╔══

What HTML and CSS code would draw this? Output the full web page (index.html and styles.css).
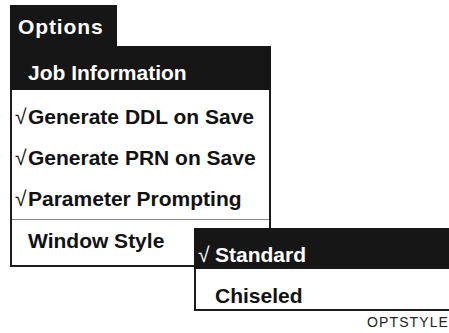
FILE: index.html
```html
<!DOCTYPE html>
<html>
    <head>
        <title>Options</title>
        <link rel="stylesheet" href="styles.css">
    </head>
    <body>
        <div class="menubar">
            <div class="tab">Options</div>
        </div>
        <div class="menu">
            <div class="menu-head">Job Information</div>
            <ul class="items">
                <li><span class="check">&radic;</span>Generate DDL on Save</li>
                <li><span class="check">&radic;</span>Generate PRN on Save</li>
                <li><span class="check">&radic;</span>Parameter Prompting</li>
                <li class="sep plain">Window Style</li>
            </ul>
        </div>

        <div class="submenu-wrap">
            <div class="submenu">
                <div class="sub-head"><span class="check">&radic;</span>Standard</div>
                <div class="sub-item">Chiseled</div>
            </div>
            <div class="caption">OPTSTYLE</div>
        </div>
    </body>
</html>
```

FILE: styles.css
```css
body {
    margin: 0;
    background: #fff;
    font-family: "Liberation Sans", Arial, sans-serif;
    font-weight: bold;
    font-size: 21px;
    color: #111;
}
.menubar {
    padding: 5px 0 0 10px;
}
.tab {
    display: inline-block;
    vertical-align: top;
    width: 99px;
    height: 38px;
    padding: 3px 0 0 8px;
    line-height: 38px;
    background: #161616;
    color: #fff;
    letter-spacing: 0.9px;
}
.menu {
    margin-left: 10px;
    width: 261px;
    box-sizing: border-box;
    background: #fff;
    border: 2px solid #1c1c1c;
    border-top: none;
    padding-bottom: 4px;
}
.menu-head {
    margin: 0 -2px;
    height: 34px;
    padding: 10px 0 0 18px;
    line-height: 34px;
    background: #161616;
    color: #fff;
}
.items {
    list-style: none;
    margin: 0;
    padding: 6px 0 0 0;
}
.items li {
    height: 41px;
    line-height: 41px;
    padding-left: 3px;
    white-space: nowrap;
}
.items li.plain {
    padding-left: 16px;
}
.items li.sep {
    border-top: 1px solid #8a8a8a;
}
.check {
    display: inline-block;
    width: 13px;
    font-weight: normal;
}
.submenu-wrap {
    position: absolute;
    left: 194px;
    top: 228px;
    right: 0;
}
.submenu {
    background: #fff;
    border-left: 2px solid #1c1c1c;
    border-bottom: 2px solid #1c1c1c;
}
.sub-head {
    margin-left: -2px;
    height: 29px;
    padding: 12px 0 0 4px;
    line-height: 29px;
    background: #161616;
    color: #fff;
}
.sub-head .check {
    width: 17px;
}
.sub-item {
    height: 26px;
    padding: 14px 0 0 19px;
    line-height: 26px;
}
.caption {
    margin-top: 3px;
    text-align: right;
    font-weight: normal;
    font-size: 14px;
    line-height: 16px;
    letter-spacing: 1.1px;
    color: #222;
}
```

╚══

#### Directions for this task
Repeat the data exactly, excluding the pictures.

#### Answer in full
What HTML and CSS code would draw this? Output the full web page (index.html and styles.css).
FILE: index.html
```html
<!DOCTYPE html>
<html>
    <head>
        <title>Options</title>
        <link rel="stylesheet" href="styles.css">
    </head>
    <body>
        <div class="menubar">
            <div class="tab">Options</div>
        </div>
        <div class="menu">
            <div class="menu-head">Job Information</div>
            <ul class="items">
                <li><span class="check">&radic;</span>Generate DDL on Save</li>
                <li><span class="check">&radic;</span>Generate PRN on Save</li>
                <li><span class="check">&radic;</span>Parameter Prompting</li>
                <li class="sep plain">Window Style</li>
            </ul>
        </div>

        <div class="submenu-wrap">
            <div class="submenu">
                <div class="sub-head"><span class="check">&radic;</span>Standard</div>
                <div class="sub-item">Chiseled</div>
            </div>
            <div class="caption">OPTSTYLE</div>
        </div>
    </body>
</html>
```

FILE: styles.css
```css
body {
    margin: 0;
    background: #fff;
    font-family: "Liberation Sans", Arial, sans-serif;
    font-weight: bold;
    font-size: 21px;
    color: #111;
}
.menubar {
    padding: 5px 0 0 10px;
}
.tab {
    display: inline-block;
    vertical-align: top;
    width: 99px;
    height: 38px;
    padding: 3px 0 0 8px;
    line-height: 38px;
    background: #161616;
    color: #fff;
    letter-spacing: 0.9px;
}
.menu {
    margin-left: 10px;
    width: 261px;
    box-sizing: border-box;
    background: #fff;
    border: 2px solid #1c1c1c;
    border-top: none;
    padding-bottom: 4px;
}
.menu-head {
    margin: 0 -2px;
    height: 34px;
    padding: 10px 0 0 18px;
    line-height: 34px;
    background: #161616;
    color: #fff;
}
.items {
    list-style: none;
    margin: 0;
    padding: 6px 0 0 0;
}
.items li {
    height: 41px;
    line-height: 41px;
    padding-left: 3px;
    white-space: nowrap;
}
.items li.plain {
    padding-left: 16px;
}
.items li.sep {
    border-top: 1px solid #8a8a8a;
}
.check {
    display: inline-block;
    width: 13px;
    font-weight: normal;
}
.submenu-wrap {
    position: absolute;
    left: 194px;
    top: 228px;
    right: 0;
}
.submenu {
    background: #fff;
    border-left: 2px solid #1c1c1c;
    border-bottom: 2px solid #1c1c1c;
}
.sub-head {
    margin-left: -2px;
    height: 29px;
    padding: 12px 0 0 4px;
    line-height: 29px;
    background: #161616;
    color: #fff;
}
.sub-head .check {
    width: 17px;
}
.sub-item {
    height: 26px;
    padding: 14px 0 0 19px;
    line-height: 26px;
}
.caption {
    margin-top: 3px;
    text-align: right;
    font-weight: normal;
    font-size: 14px;
    line-height: 16px;
    letter-spacing: 1.1px;
    color: #222;
}
```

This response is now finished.